A 12-Step Program, which is a completely free and run by volunteers, comes with a set of guiding principles outlining a course of action for recovery from addiction, compulsion, or other behavioral problems. Admitting one’s addiction is Step 1. The rest of the steps provide tools of sobriety. Addicts generally spend years (and years and years) regarding drinking, drugs or other addictive behaviors as the solution to their problems. Recognizing that this solution has turned into one’s biggest, deadliest problem requires a wholesale shift in attitude. Learning to live in sobriety is infinitely harder. This is what the 12 Steps are designed teach us.
The 12-Step program is a mechanism to stay sober, and to keep relapse triggers at bay instead of turning to chemicals, etc... to cope with negative emotions.

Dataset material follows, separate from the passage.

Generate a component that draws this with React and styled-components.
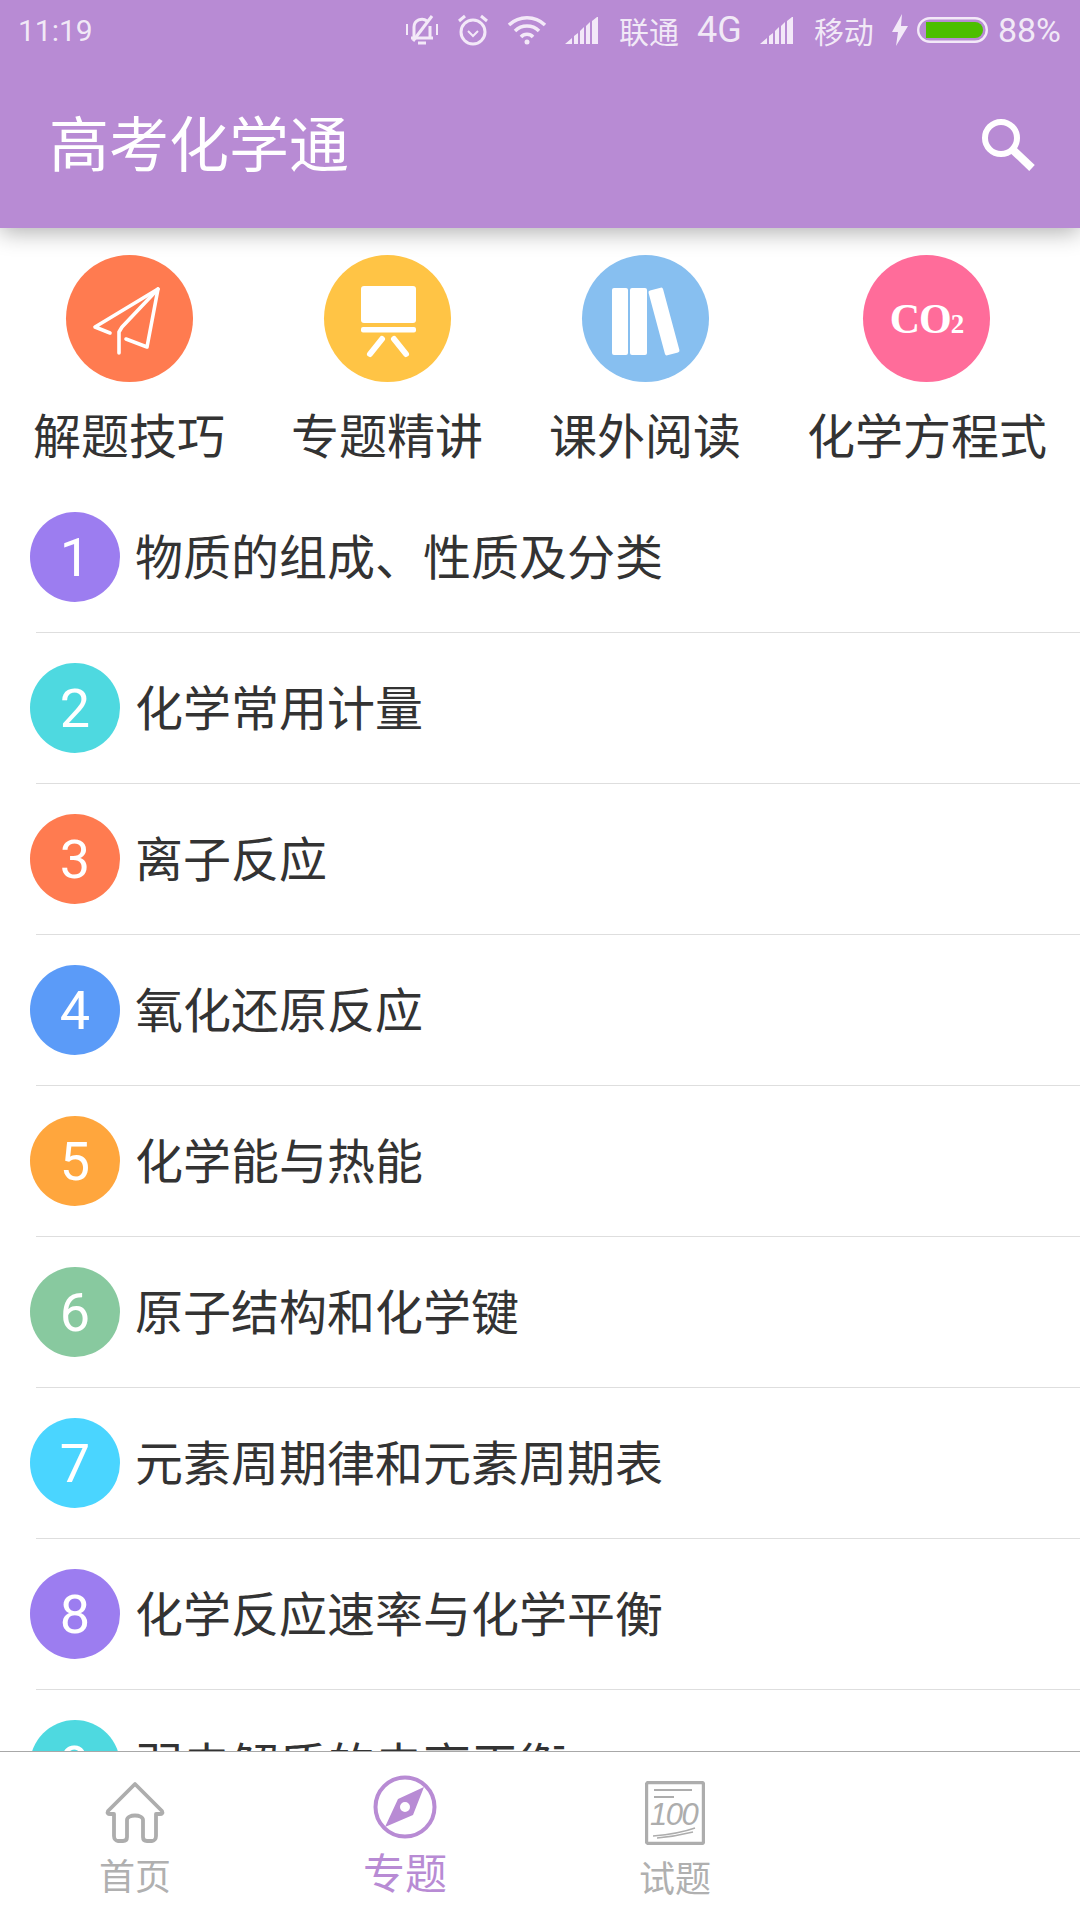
import React from 'react';
import styled, { createGlobalStyle } from 'styled-components';

const PURPLE = '#b88bd4';
const CJK = '"Noto Sans CJK SC", "Noto Sans", sans-serif';

const GlobalStyle = createGlobalStyle`
  html, body {
    margin: 0;
    padding: 0;
    background: #fff;
  }
  * {
    box-sizing: border-box;
  }
`;

const Page = styled.div`
  width: 1080px;
  height: 1920px;
  display: flex;
  flex-direction: column;
  overflow: hidden;
  background: #fff;
  font-family: Roboto, ${CJK};
`;

const Header = styled.header`
  position: relative;
  z-index: 2;
  height: 228px;
  flex: none;
  background: ${PURPLE};
  box-shadow: 0 4px 22px rgba(0, 0, 0, 0.32);
`;

const StatusBar = styled.div`
  height: 60px;
  display: flex;
  align-items: center;
  padding: 0 19px 0 18px;
  color: rgba(255, 255, 255, 0.82);
  font-size: 30px;
`;

const Clock = styled.span`
  margin-right: auto;
`;

const StatusGroup = styled.div`
  display: flex;
  align-items: center;
  gap: 18px;
  font-size: 34px;
`;

const Carrier = styled.span`
  font-family: ${CJK};
  font-size: 30px;
`;

const Network = styled.span`
  font-size: 36px;
`;

const StatusPercent = styled.span`
  margin-left: -8px;
`;

const BatteryWrap = styled.svg`
  margin-left: -9px;
  display: block;
`;

const TitleRow = styled.div`
  height: 168px;
  display: flex;
  align-items: center;
  justify-content: space-between;
  padding: 0 44px 0 49px;
`;

const Title = styled.h1`
  margin: 0;
  font-family: ${CJK};
  font-weight: 400;
  font-size: 60px;
  line-height: 1;
  color: #fff;
  position: relative;
  top: -3px;
`;

const Shortcuts = styled.nav`
  height: 254px;
  flex: none;
  display: flex;
  justify-content: space-around;
  padding-top: 27px;
`;

const Shortcut = styled.div`
  display: flex;
  flex-direction: column;
  align-items: center;
`;

const ShortcutCircle = styled.div`
  width: 127px;
  height: 127px;
  border-radius: 50%;
  background: ${(p) => p.$bg};
  display: flex;
  align-items: center;
  justify-content: center;
  color: #fff;
  position: relative;
  left: 1px;
  ${Shortcut}:last-child & {
    left: 0;
  }
`;

const ShortcutLabel = styled.span`
  margin-top: 16px;
  font-family: ${CJK};
  font-size: 48px;
  line-height: 70px;
  color: #333;
  white-space: nowrap;
`;

const Co2 = styled.span`
  font-family: "Liberation Serif", serif;
  font-weight: 700;
  font-size: 42px;
  letter-spacing: -1px;
  sub {
    font-size: 27px;
    vertical-align: baseline;
    letter-spacing: 0;
  }
`;

const List = styled.div`
  flex: 1;
  overflow: hidden;
`;

const Row = styled.div`
  position: relative;
  height: 151px;
  display: flex;
  align-items: flex-start;
  padding: 30px 0 0 30px;
  &::after {
    content: '';
    position: absolute;
    left: 36px;
    right: 0;
    bottom: 0;
    height: 1px;
    background: #dedede;
  }
`;

const Num = styled.div`
  width: 90px;
  height: 90px;
  flex: none;
  border-radius: 50%;
  background: ${(p) => p.$bg};
  color: #fff;
  font-size: 54px;
  display: flex;
  align-items: center;
  justify-content: center;
  font-weight: 400;
`;

const RowText = styled.span`
  margin-left: 15px;
  margin-top: -3px;
  font-family: ${CJK};
  font-size: 48px;
  line-height: 90px;
  color: #333;
`;

const TabBar = styled.footer`
  height: 169px;
  flex: none;
  display: grid;
  grid-template-columns: repeat(4, 270px);
  background: #fff;
  border-top: 1px solid #a8a8a8;
  position: relative;
  z-index: 1;
`;

const Tab = styled.div`
  display: flex;
  flex-direction: column;
  align-items: center;
  padding-top: ${(p) => (p.$active ? 23 : 29)}px;
  color: ${(p) => (p.$active ? PURPLE : '#b0b0b0')};
`;

const TabLabel = styled.span`
  font-family: ${CJK};
  font-size: ${(p) => (p.$active ? 42 : 36)}px;
  line-height: 50px;
  margin-top: ${(p) => (p.$active ? 7 : 6)}px;
`;

const ICON = { display: 'block' };

const MuteBell = () => (
  <svg width="34" height="34" viewBox="0 0 34 34" fill="none" stroke="#f3e9f8" strokeWidth="3" style={ICON}>
    <path d="M9 24V14a8 8 0 0 1 13-6M25 13v11M6 25h22M13 30h8" />
    <path d="M27 3L8 28" />
    <path d="M2 11v11M32 11v11" strokeWidth="2" />
  </svg>
);

const Alarm = () => (
  <svg width="32" height="34" viewBox="0 0 32 34" fill="none" stroke="#f3e9f8" strokeWidth="3" style={ICON}>
    <circle cx="16" cy="19" r="12" />
    <path d="M11 18l5 5 5-5" strokeWidth="2" />
    <path d="M2 8l6-5M30 8l-6-5" />
  </svg>
);

const Wifi = () => (
  <svg width="40" height="32" viewBox="0 0 40 32" fill="none" stroke="#f3e9f8" strokeWidth="3.5" style={ICON}>
    <path d="M2 11a26 26 0 0 1 36 0M8 17a17 17 0 0 1 24 0M14 23a8 8 0 0 1 12 0" />
    <circle cx="20" cy="28" r="2.5" fill="#f3e9f8" stroke="none" />
  </svg>
);

const Signal = () => (
  <svg width="36" height="28" viewBox="0 0 36 28" fill="#f3e9f8" style={ICON}>
    <path d="M0 28l7-6v6zM9 20l4-3v11H9zM15 15l4-4v17h-4zM21 10l4-4v22h-4zM27 5l5-4h1v27h-6z" />
  </svg>
);

const Bolt = () => (
  <svg width="16" height="32" viewBox="0 0 16 32" fill="#f3e9f8" style={ICON}>
    <path d="M10 0L0 18h6l-2 14L16 12H9z" />
  </svg>
);

const Battery = () => (
  <BatteryWrap width="71" height="26" viewBox="0 0 71 26">
    <rect x="1.2" y="1.2" width="68.6" height="23.6" rx="11.8" fill="none" stroke="#f3e9f8" strokeWidth="2.4" />
    <path d="M9 5h49a8 8 0 0 1 0 16H9z" fill="#4cbf00" />
  </BatteryWrap>
);

const SearchIcon = () => (
  <svg width="56" height="54" viewBox="0 0 56 54" fill="none" stroke="#fff" style={ICON}>
    <circle cx="21" cy="21" r="16" strokeWidth="6" />
    <path d="M33 33l19 18" strokeWidth="8" />
  </svg>
);

const PlaneIcon = () => (
  <svg width="127" height="127" viewBox="0 0 127 127" fill="none" stroke="#fff" strokeWidth="3.6" strokeLinejoin="round" strokeLinecap="round" style={ICON}>
    <path d="M60 84l21 8 11-58-63 38 15 6" />
    <path d="M92 34L56 72l-3 5v21" />
  </svg>
);

const BoardIcon = () => (
  <svg width="127" height="127" viewBox="0 0 127 127" fill="#fff" style={ICON}>
    <rect x="37" y="31" width="55" height="37" rx="3" />
    <rect x="37" y="72" width="55" height="5.5" rx="2" />
    <path d="M58 84L46 99M70 84l12 15" stroke="#fff" strokeWidth="6" strokeLinecap="round" />
  </svg>
);

const BooksIcon = () => (
  <svg width="127" height="127" viewBox="0 0 127 127" fill="#fff" style={ICON}>
    <rect x="30" y="33" width="16" height="67" rx="2" />
    <rect x="48" y="33" width="17" height="67" rx="2" />
    <rect x="74.5" y="33" width="15" height="67" rx="2" transform="rotate(-15 82 66.5)" />
  </svg>
);

const HomeIcon = () => (
  <svg width="60" height="62" viewBox="0 0 60 62" fill="none" stroke="#adadad" strokeWidth="3.8" strokeLinejoin="round" style={ICON}>
    <path d="M30 3L3 30c-1 2 0 3 2 3h4v22c0 3 2 5 4 5h5c3 0 4-2 4-4V39c0-6 16-6 16 0v17c0 2 1 4 4 4h5c2 0 4-2 4-5V33h4c2 0 3-1 2-3z" />
  </svg>
);

const CompassIcon = () => (
  <svg width="64" height="64" viewBox="0 0 64 64" fill="none" style={ICON}>
    <circle cx="32" cy="32" r="29.5" stroke={PURPLE} strokeWidth="4" />
    <path fillRule="evenodd" fill={PURPLE} d="M51 12L40 40 12 52l13-28zM32 27a5 5 0 1 0 0 10 5 5 0 0 0 0-10z" />
  </svg>
);

const PaperIcon = () => (
  <svg width="60" height="64" viewBox="0 0 60 64" fill="none" stroke="#adadad" style={ICON}>
    <rect x="1.5" y="1.5" width="57" height="61" rx="2" strokeWidth="3.4" />
    <path d="M9 9h38M9 16h20" strokeWidth="2.2" />
    <text x="5" y="44" fontFamily="Liberation Sans, sans-serif" fontStyle="italic" fontSize="31" letterSpacing="-1.5" fill="#adadad" stroke="none">100</text>
    <path d="M8 55c12-1 28-3 42-8M12 57c12-1 24-3 36-6" strokeWidth="1.5" />
  </svg>
);

const SHORTCUTS = [
  { label: '解题技巧', bg: '#ff7b50', icon: <PlaneIcon /> },
  { label: '专题精讲', bg: '#ffc445', icon: <BoardIcon /> },
  { label: '课外阅读', bg: '#87bff0', icon: <BooksIcon /> },
  { label: '化学方程式', bg: '#ff6c9a', icon: <Co2>CO<sub>2</sub></Co2> },
];

const TOPICS = [
  { text: '物质的组成、性质及分类', bg: '#9c7df0' },
  { text: '化学常用计量', bg: '#4ed9e0' },
  { text: '离子反应', bg: '#ff7b50' },
  { text: '氧化还原反应', bg: '#5b9bf8' },
  { text: '化学能与热能', bg: '#ffa63d' },
  { text: '原子结构和化学键', bg: '#88c99f' },
  { text: '元素周期律和元素周期表', bg: '#4ad5ff' },
  { text: '化学反应速率与化学平衡', bg: '#9c7df0' },
  { text: '弱电解质的电离平衡', bg: '#4ed9e0' },
];

const App = () => (
  <>
    <GlobalStyle />
    <Page>
      <Header>
        <StatusBar>
          <Clock>11:19</Clock>
          <StatusGroup>
            <MuteBell />
            <Alarm />
            <Wifi />
            <Signal />
            <Carrier>联通</Carrier>
            <Network>4G</Network>
            <Signal />
            <Carrier>移动</Carrier>
            <Bolt />
            <Battery />
            <StatusPercent>88%</StatusPercent>
          </StatusGroup>
        </StatusBar>
        <TitleRow>
          <Title>高考化学通</Title>
          <SearchIcon />
        </TitleRow>
      </Header>

      <Shortcuts>
        {SHORTCUTS.map((s) => (
          <Shortcut key={s.label}>
            <ShortcutCircle $bg={s.bg}>{s.icon}</ShortcutCircle>
            <ShortcutLabel>{s.label}</ShortcutLabel>
          </Shortcut>
        ))}
      </Shortcuts>

      <List>
        {TOPICS.map((t, i) => (
          <Row key={t.text}>
            <Num $bg={t.bg}>{i + 1}</Num>
            <RowText>{t.text}</RowText>
          </Row>
        ))}
      </List>

      <TabBar>
        <Tab>
          <HomeIcon />
          <TabLabel>首页</TabLabel>
        </Tab>
        <Tab $active>
          <CompassIcon />
          <TabLabel $active>专题</TabLabel>
        </Tab>
        <Tab>
          <PaperIcon />
          <TabLabel>试题</TabLabel>
        </Tab>
      </TabBar>
    </Page>
  </>
);

export default App;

Some of the Steps are expressly concerned with the spirituality at the heart of the program: Steps 2 and Steps 3 call for a spiritual solution to addiction: that God (or the individual’s concept of a “Higher Power” — a source of strength one didn’t think one had that can be relied on for care and comfort) can restore addicts to sanity if they make a decision to turn their lives over to Him/Her/It. In Steps 6 and 7 members of the program ask their Higher Power to remove their character defects. Steps 10 and 11 call for prayer and meditation to deepen one's conscious contact with one’s Higher Power.
Other steps, though grounded in spirituality, don’t specifically refer to God or a Higher Power: The program prescribes sharing a rigorous, moral inventory, Step 4 and an informal confessional, Step 5. It commands that responsibility be taken and amends be made, Steps 8 and 9, to short-circuit jumping from regret, anger, guilt and shame to seeking relief in a first drink or drug. The program prescribes continuing daily ethical inventories and action to atone for transgressions, so resentments can’t build up and fester. It provides a constructive way to deal with the “screw you” impulse to people, places and things which can lead to using. Finally, Step 12 calls for helping others, “carrying the message” to addicts who still suffer.
All these tools teach you how to distinguish rational impulses from the irrational belief that drugs are the solution so as to stop yourself from acting on the irrational ones by picking up a drink or drug or bad relationship, etc...
The optimal way to learn about the 12-Steps is by attending meetings regularly, reading recovery literature, and working through the Steps with a sponsor.
Ultimately, the 12-Steps are more than just a way to stay sober. They’re a blueprint for living life as a whole human being. They consist of universal spiritual principles: tell the truth; treat others as you’d want to be treated; monitor your inevitable failures, apologize for them and make things right if you can do so without hurting others. In other words, the Steps provide tools for living a full, satisfying, meaningful life.